Yeah, we have octa cores at 45 nm, but at what price? My claim, was qualified with ".. at the same price point". I don't think we had quad cores at ~$150 in 2006. The mainstreaming of quad cores has taken longer than the shrink time of 2 years.
According to pricewatch a mid-range 3.0 GHz Core 2 Duo still costs 160 $, today. So how you come to expect mainstream quad-cores to cost 150 by 2006 is a bit beyond me. You can however today buy a 2.5 GHz Core 2 Quad for 155 $, which in 2005 would have only gotten you a single-core.
How do you figure AVX and FMA can be done without a non-trivial increase in trannies?
Can I have some explanation? Unless you are speaking of a 128 bit wide AVX unit, just like we had a 64 bit wide SSE unit prior to conroe. In which case, there is absolutely no perf increase at all. And IIRC, AVX wont have FMA.
Looking at a
rough diagram of one of Nehalem's cores, and the
entire die, I estimate that at most 5% of the area is taken up by the SSE units. So it would only take another 5% max to make them 256-bit wide. And far less than that to add FMA. Worst case, we're looking at a 3.6 fold increase in computational density for MAD operations.
And they will remain lousy simply because they need to care for single threaded IPC, which is still what matters (may be not the most). GPU's dont even look at that market and hence can run waaay faster at workloads designed for them.
They no longer have to increase single-threaded performance at the same pace, or at all. For a single thread Core i7 is practically identical to Core 2, except that it has an 8 MB L3 cache versus a 6 MB L2 cache which sometimes yields a small benefit, sometimes not. People do accept that overall performance can no longer be improved significantly without some developer effort. It's just an ongoing transition. Soon the applications for which it matters will all be multi-threaded (else the competition will show how it's done).
GPU's do have a trick up their sleeve though (not sure if they'll follow the trail because of various reasons), increase clock speed. rv770 runs at 750Mhz, GT200 runs at ~1.5G. They can still scale along that axis.
Uhm, no. They'll hit that concrete wall again. Also, high clock speed doesn't come without an additional cost to increase the number of pipeline stages and keep them fed. Just compare die sizes and ALU counts for RV770 and GT200. Long story short: GPUs are bound by exactly the same physical laws as CPUs. Clock frequencies still go up, but only at the same pace as process improvements allow.
And last but not the least, don't underestimate the burden of backward compatibility. For GPU's, all code gen is dynamic/ at runtime. So they can aggressively drop old and useless crap.

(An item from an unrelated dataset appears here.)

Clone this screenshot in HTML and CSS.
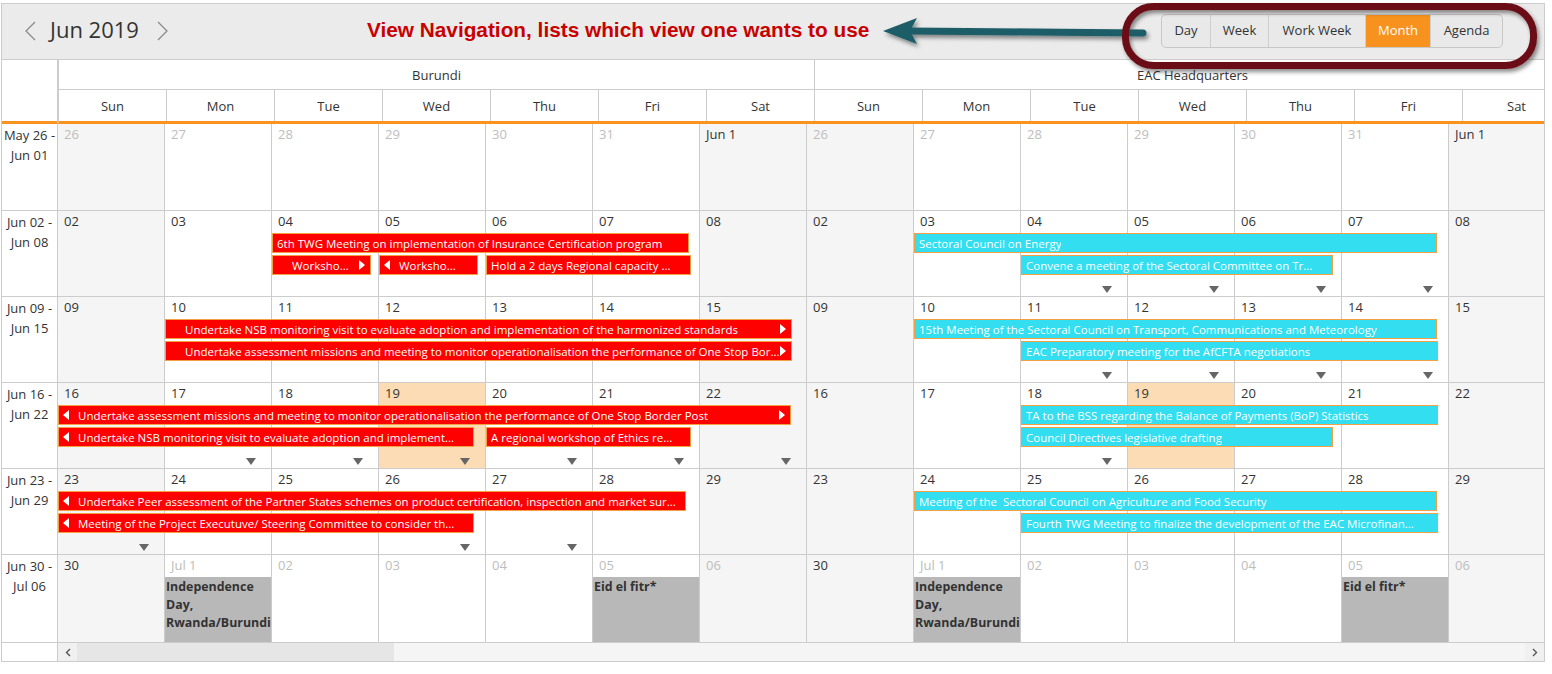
FILE: index.html
```html
<!DOCTYPE html>
<html>
<head>
<meta charset="utf-8">
<title>Scheduler</title>
<link rel="stylesheet" href="styles.css">
</head>
<body>
<div class="sched">
  <div class="toolbar">
    <svg class="chev" width="12" height="20" viewBox="0 0 12 20"><polyline points="11,1 2,10 11,19" fill="none" stroke="#8a8a8a" stroke-width="1.3"/></svg>
    <span class="title">Jun 2019</span>
    <svg class="chev" width="12" height="20" viewBox="0 0 12 20"><polyline points="1,1 10,10 1,19" fill="none" stroke="#8a8a8a" stroke-width="1.3"/></svg>
    <span class="note">View Navigation, lists which view one wants to use</span>
    <div class="views">
      <span class="vb v-day">Day</span><span class="vb v-week">Week</span><span class="vb v-ww">Work Week</span><span class="vb v-month on">Month</span><span class="vb v-agenda">Agenda</span>
    </div>
  </div>
  <div class="body">
    <div class="timecol">
      <div class="tc-head"></div>
      <div class="tc first">May 26 -<br>Jun 01</div>
      <div class="tc">Jun 02 -<br>Jun 08</div>
      <div class="tc">Jun 09 -<br>Jun 15</div>
      <div class="tc">Jun 16 -<br>Jun 22</div>
      <div class="tc">Jun 23 -<br>Jun 29</div>
      <div class="tc last">Jun 30 -<br>Jul 06</div>
      <div class="tc-foot"></div>
    </div>
    <div class="main">
      <div class="hdr">
        <div class="res-row"><div class="res">Burundi</div><div class="res">EAC Headquarters</div></div>
        <div class="day-row">
          <div class="dh">Sun</div><div class="dh">Mon</div><div class="dh">Tue</div><div class="dh">Wed</div><div class="dh">Thu</div><div class="dh">Fri</div><div class="dh">Sat</div>
          <div class="dh">Sun</div><div class="dh">Mon</div><div class="dh">Tue</div><div class="dh">Wed</div><div class="dh">Thu</div><div class="dh">Fri</div><div class="dh">Sat</div>
        </div>
      </div>

      <div class="wk first">
        <div class="c we"><span class="d om">26</span></div>
        <div class="c"><span class="d om">27</span></div>
        <div class="c"><span class="d om">28</span></div>
        <div class="c"><span class="d om">29</span></div>
        <div class="c"><span class="d om">30</span></div>
        <div class="c"><span class="d om">31</span></div>
        <div class="c we"><span class="d">Jun 1</span></div>
        <div class="c we"><span class="d om">26</span></div>
        <div class="c"><span class="d om">27</span></div>
        <div class="c"><span class="d om">28</span></div>
        <div class="c"><span class="d om">29</span></div>
        <div class="c"><span class="d om">30</span></div>
        <div class="c"><span class="d om">31</span></div>
        <div class="c we"><span class="d">Jun 1</span></div>
      </div>

      <div class="wk">
        <div class="c we"><span class="d">02</span></div>
        <div class="c"><span class="d">03</span></div>
        <div class="c"><span class="d">04</span></div>
        <div class="c"><span class="d">05</span></div>
        <div class="c"><span class="d">06</span></div>
        <div class="c"><span class="d">07</span></div>
        <div class="c we"><span class="d">08</span></div>
        <div class="c we"><span class="d">02</span></div>
        <div class="c"><span class="d">03</span></div>
        <div class="c"><span class="d">04</span><i class="more"></i></div>
        <div class="c"><span class="d">05</span><i class="more"></i></div>
        <div class="c"><span class="d">06</span><i class="more"></i></div>
        <div class="c"><span class="d">07</span><i class="more"></i></div>
        <div class="c we"><span class="d">08</span></div>
        <div class="ev red l1" style="left:214px;width:417px"><span>6th TWG Meeting on implementation of Insurance Certification program</span></div>
        <div class="ev red l2 pl" style="left:214px;width:99px"><span>Worksho...</span><i class="ar"></i></div>
        <div class="ev red l2" style="left:321px;width:99px"><i class="al"></i><span>Worksho...</span></div>
        <div class="ev red l2" style="left:428px;width:205px"><span>Hold a 2 days Regional capacity ...</span></div>
        <div class="ev cy l1" style="left:856px;width:523px"><span>Sectoral Council on Energy</span></div>
        <div class="ev cy l2" style="left:963px;width:312px"><span>Convene a meeting of the Sectoral Committee on Tr...</span></div>
      </div>

      <div class="wk">
        <div class="c we"><span class="d">09</span></div>
        <div class="c"><span class="d">10</span></div>
        <div class="c"><span class="d">11</span></div>
        <div class="c"><span class="d">12</span></div>
        <div class="c"><span class="d">13</span></div>
        <div class="c"><span class="d">14</span></div>
        <div class="c we"><span class="d">15</span></div>
        <div class="c we"><span class="d">09</span></div>
        <div class="c"><span class="d">10</span></div>
        <div class="c"><span class="d">11</span><i class="more"></i></div>
        <div class="c"><span class="d">12</span><i class="more"></i></div>
        <div class="c"><span class="d">13</span><i class="more"></i></div>
        <div class="c"><span class="d">14</span><i class="more"></i></div>
        <div class="c we"><span class="d">15</span></div>
        <div class="ev red l1 pl" style="left:107px;width:627px"><span>Undertake NSB monitoring visit to evaluate adoption and implementation of the harmonized standards</span><i class="ar"></i></div>
        <div class="ev red l2 pl" style="left:107px;width:627px"><span>Undertake assessment missions and meeting to monitor operationalisation the performance of One Stop Bor...</span><i class="ar"></i></div>
        <div class="ev cy l1" style="left:856px;width:523px"><span>15th Meeting of the Sectoral Council on Transport, Communications and Meteorology</span></div>
        <div class="ev cy l2" style="left:963px;width:417px"><span>EAC Preparatory meeting for the AfCFTA negotiations</span></div>
      </div>

      <div class="wk">
        <div class="c we"><span class="d">16</span></div>
        <div class="c"><span class="d">17</span><i class="more"></i></div>
        <div class="c"><span class="d">18</span><i class="more"></i></div>
        <div class="c td"><span class="d">19</span><i class="more"></i></div>
        <div class="c"><span class="d">20</span><i class="more"></i></div>
        <div class="c"><span class="d">21</span><i class="more"></i></div>
        <div class="c we"><span class="d">22</span><i class="more"></i></div>
        <div class="c we"><span class="d">16</span></div>
        <div class="c"><span class="d">17</span></div>
        <div class="c"><span class="d">18</span><i class="more"></i></div>
        <div class="c td"><span class="d">19</span></div>
        <div class="c"><span class="d">20</span></div>
        <div class="c"><span class="d">21</span></div>
        <div class="c we"><span class="d">22</span></div>
        <div class="ev red l1" style="left:0;width:733px"><i class="al"></i><span>Undertake assessment missions and meeting to monitor operationalisation the performance of One Stop Border Post</span><i class="ar"></i></div>
        <div class="ev red l2" style="left:0;width:416px"><i class="al"></i><span>Undertake NSB monitoring visit to evaluate adoption and implement...</span></div>
        <div class="ev red l2" style="left:428px;width:205px"><span>A regional workshop of Ethics re...</span></div>
        <div class="ev cy l1" style="left:963px;width:417px"><span>TA to the BSS regarding the Balance of Payments (BoP) Statistics</span></div>
        <div class="ev cy l2" style="left:963px;width:312px"><span>Council Directives legislative drafting</span></div>
      </div>

      <div class="wk">
        <div class="c we"><span class="d">23</span><i class="more"></i></div>
        <div class="c"><span class="d">24</span></div>
        <div class="c"><span class="d">25</span></div>
        <div class="c"><span class="d">26</span><i class="more"></i></div>
        <div class="c"><span class="d">27</span><i class="more"></i></div>
        <div class="c"><span class="d">28</span></div>
        <div class="c we"><span class="d">29</span></div>
        <div class="c we"><span class="d">23</span></div>
        <div class="c"><span class="d">24</span></div>
        <div class="c"><span class="d">25</span></div>
        <div class="c"><span class="d">26</span></div>
        <div class="c"><span class="d">27</span></div>
        <div class="c"><span class="d">28</span></div>
        <div class="c we"><span class="d">29</span></div>
        <div class="ev red l1" style="left:0;width:628px"><i class="al"></i><span>Undertake Peer assessment of the Partner States schemes on product certification, inspection and market sur...</span></div>
        <div class="ev red l2" style="left:0;width:416px"><i class="al"></i><span>Meeting of the Project Executuve/ Steering Committee to consider th...</span></div>
        <div class="ev cy l1" style="left:856px;width:523px"><span>Meeting of the&nbsp; Sectoral Council on Agriculture and Food Security</span></div>
        <div class="ev cy l2" style="left:963px;width:417px"><span>Fourth TWG Meeting to finalize the development of the EAC Microfinan...</span></div>
      </div>

      <div class="wk last">
        <div class="c we"><span class="d">30</span></div>
        <div class="c"><span class="d om">Jul 1</span><div class="hol">Independence Day, Rwanda/Burundi</div></div>
        <div class="c"><span class="d om">02</span></div>
        <div class="c"><span class="d om">03</span></div>
        <div class="c"><span class="d om">04</span></div>
        <div class="c"><span class="d om">05</span><div class="hol">Eid el fitr*</div></div>
        <div class="c we"><span class="d om">06</span></div>
        <div class="c we"><span class="d">30</span></div>
        <div class="c"><span class="d om">Jul 1</span><div class="hol">Independence Day, Rwanda/Burundi</div></div>
        <div class="c"><span class="d om">02</span></div>
        <div class="c"><span class="d om">03</span></div>
        <div class="c"><span class="d om">04</span></div>
        <div class="c"><span class="d om">05</span><div class="hol">Eid el fitr*</div></div>
        <div class="c we"><span class="d om">06</span></div>
      </div>

      <div class="sbar">
        <div class="sb-btn"><svg width="6" height="9" viewBox="0 0 6 9"><polyline points="5,1 1.5,4.5 5,8" fill="none" stroke="#555" stroke-width="1.4"/></svg></div>
        <div class="sb-thumb"></div>
        <div class="sb-track"></div>
        <div class="sb-btn"><svg width="6" height="9" viewBox="0 0 6 9"><polyline points="1,1 4.5,4.5 1,8" fill="none" stroke="#555" stroke-width="1.4"/></svg></div>
      </div>
    </div>
  </div>
</div>

<svg class="annot" width="1552" height="90" viewBox="0 0 1552 90">
  <defs>
    <filter id="sh" x="-5%" y="-30%" width="115%" height="180%">
      <feDropShadow dx="2" dy="3" stdDeviation="2" flood-color="#000" flood-opacity="0.45"/>
    </filter>
  </defs>
  <g filter="url(#sh)">
    <path d="M1143 33 L908 31" stroke="#1c5d67" stroke-width="7" stroke-linecap="round" fill="none"/>
    <path d="M883 31 L917 18 L910 31 L917 44 Z" fill="#1c5d67"/>
    <rect x="1125.5" y="6.5" width="408" height="59" rx="28" ry="28" fill="none" stroke="#6b0e16" stroke-width="7"/>
  </g>
</svg>
</body>
</html>
```

FILE: styles.css
```css
* { box-sizing: border-box; }
body { margin: 0; font-family: "Open Sans", "Noto Sans", sans-serif; color: #333; background: #fff; }

.sched { margin: 3px 0 0 1px; width: 1544px; border: 1px solid #cccccc; background: #fff; }

.toolbar { height: 56px; background: #ebebeb; border-bottom: 1px solid #cccccc; display: flex; align-items: center; padding: 0 41px 0 22px; }
.chev { flex: none; display: block; margin-bottom: 2px; }
.title { font-size: 22px; line-height: 1; margin: 0 18px 5px 14px; color: #333; }
.note { margin: 0 0 4px 198px; font-family: "Liberation Sans", Arial, sans-serif; font-weight: bold; font-size: 20.8px; color: #c80000; white-space: nowrap; }
.views { margin-left: auto; margin-bottom: 2px; display: flex; height: 34px; border: 1px solid #c8c8c8; border-radius: 5px; overflow: hidden; background: #e9e9e9; }
.vb { display: flex; align-items: center; justify-content: center; padding-bottom: 2px; font-size: 13px; color: #333; border-left: 1px solid #cfcfcf; }
.vb:first-child { border-left: none; }
.vb.on { background: #f7921e; color: #fff; }
.v-day { width: 48px; }
.v-week { width: 58px; }
.v-ww { width: 97px; }
.v-month { width: 65px; }
.v-agenda { width: 72px; }

.body { display: flex; }

.timecol { flex: none; width: 56px; border-right: 1px solid #cccccc; display: flex; flex-direction: column; }
.tc-head { height: 64px; border-bottom: 3px solid #f7931e; }
.tc { height: 86px; border-bottom: 1px solid #cccccc; text-align: center; font-size: 13px; line-height: 20px; padding-top: 1px; }
.tc.first { height: 87px; }
.tc.last { height: 88px; }
.tc-foot { flex: 1; }

.main { flex: none; width: 1486px; overflow: hidden; }

.hdr { border-left: 1px solid #cccccc; border-bottom: 3px solid #f7931e; }
.res-row { display: flex; height: 30px; border-bottom: 1px solid #cccccc; }
.res { flex: none; width: 756px; border-right: 1px solid #cccccc; display: flex; align-items: center; justify-content: center; font-size: 13px; }
.day-row { display: flex; height: 31px; }
.dh { flex: none; width: 108px; border-right: 1px solid #cccccc; display: flex; align-items: center; justify-content: center; font-size: 13px; }

.wk { position: relative; display: flex; height: 86px; border-bottom: 1px solid #cccccc; }
.wk.first { height: 87px; }
.wk.last { height: 88px; }
.c { flex: none; width: 107px; border-right: 1px solid #cccccc; display: flex; flex-direction: column; background: #fff; }
.c.we { background: #f5f5f5; }
.c.td { background: #fcdcb4; }
.d { display: block; height: 22px; padding: 0 6px; font-size: 13px; line-height: 20px; color: #333; }
.d.om { color: #bdbdbd; }
.more { align-self: flex-end; margin: auto 15px 3px 0; width: 0; height: 0; border-left: 5px solid transparent; border-right: 5px solid transparent; border-top: 7px solid #666; }
.hol { flex: 1; background: #b8b8b8; font-weight: bold; font-size: 12.4px; line-height: 18px; padding: 1px 0 0 1px; color: #333; }

.ev { position: absolute; height: 20px; border: 1px solid #f3a043; color: #fff; font-size: 11.5px; display: flex; align-items: center; padding: 0 5px 0 4px; white-space: nowrap; overflow: hidden; }
.ev span { overflow: hidden; }
.ev.red { background: #ff0000; }
.ev.cy { background: #32def0; }
.ev.pl { padding-left: 19px; }
.l1 { top: 22px; }
.l2 { top: 44px; }
.al { flex: none; width: 0; height: 0; border-top: 5px solid transparent; border-bottom: 5px solid transparent; border-right: 6px solid #fff; margin-right: 9px; }
.ar { flex: none; width: 0; height: 0; border-top: 5px solid transparent; border-bottom: 5px solid transparent; border-left: 6px solid #fff; margin-left: auto; margin-right: 0; }

.sbar { display: flex; height: 18px; background: #f5f5f5; }
.sb-btn { flex: none; width: 19px; display: flex; align-items: center; justify-content: center; background: #f0f0f0; }
.sb-thumb { flex: none; width: 317px; background: #e6e6e6; }
.sb-track { flex: 1; }

.annot { position: absolute; left: 0; top: 0; pointer-events: none; }
```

True, but you shouldn't overestimate it either. Intel's reckless number of SSE extensions hasn't exactly costed them their position as dominant CPU manufacturer.
It's also almost ironic how some of the older instructions can be implemented using instructions that supersede them. Take for instance pshufb. It can be used to replace any of the other shuffle or unpack instructions. So once you have the logic to support pshufb, implementing the others becomes a simple translation from the instruction format to a vector representing the byte reordering. So the RISC core itself doesn't suffer from the CISC ISA.
Also, even though GPUs can get rid of instructions that have become useless, overall the number of instructions is still increasing. And I bet a lot of instructions already have to stay because driver developers won't accept having to rewrite everything every generation, and to offer backward compatibility with things like CUDA and other things that are close to the metal. So I really wouldn't say they can "aggressively"drop things. Lastly, because there's a need to evolve toward more & smaller independent cores the GPU will also suffer form an increase in control logic.